Be Prepared, Plan for Potential Disasters Now
In 2017, in a span of fewer than 30 days, Hurricanes Harvey, Irma, and Maria claimed 282 lives, left approximately 25 million people without power, and made several hundred thousand more people homeless. Hurricane Harvey dropped massive amounts of rain in areas across Southeast Texas and left half of the city of Houston under water. Hurricane Irma set a new record for being the most powerful storm in history, destroying more than 65% of the homes in the Florida Keys and leaving more than 1.9 million people in Florida without power a week afterwards. Then came Hurricane Maria, which devastated Puerto Rico, leaving 80% of its inhabitants without power a month following the storm.
What does this have to do with payroll? Everything! The sheer magnitude of the number of people and businesses affected by these storms should make all of us stop and think—how would an event like this affect my ability to do my job?
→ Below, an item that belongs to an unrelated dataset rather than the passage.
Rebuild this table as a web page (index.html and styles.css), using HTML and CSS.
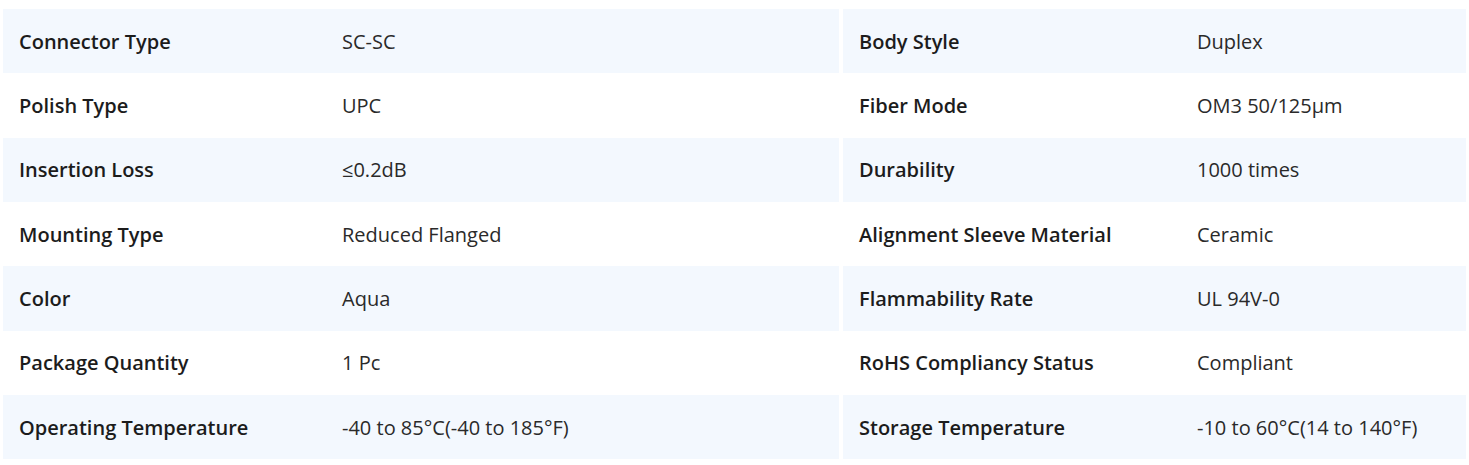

Would you be able to pay your employees if you were without power for three weeks? How about six months? Does your company have a business continuity plan (BCP)? If so, are you familiar with it and, most importantly, does it address payroll?
Unfortunately, for the majority of us the answer to these questions is “I don’t know.” Even the best plan is virtually useless if the employees are unaware of it or don’t know how to implement it. And if the payroll department isn’t aware of the plan, payroll employees probably weren’t consulted when the plan was written. Maybe you have faith that your senior management understands what payroll needs in order to function in the face of an unexpected or catastrophic event, but that doesn’t mean you shouldn’t be prepared.
So what can you do to prepare for the worst? Start by brainstorming. Sit down and make a list of “what if” scenarios. What are some of the worst-case scenarios you can imagine, and what can you do to mitigate the consequences of these situations? Let your imagination run wild. Even if an event is unlikely in your area, many times the solution you come up with can be applied to other, more probable events. You will not have wasted time considering an unlikely event—just ask Ireland. The people in Ireland hardly expected to be hit by a tropical storm, but that didn’t stop Hurricane Ophelia from pounding through and wreaking havoc on the island last October.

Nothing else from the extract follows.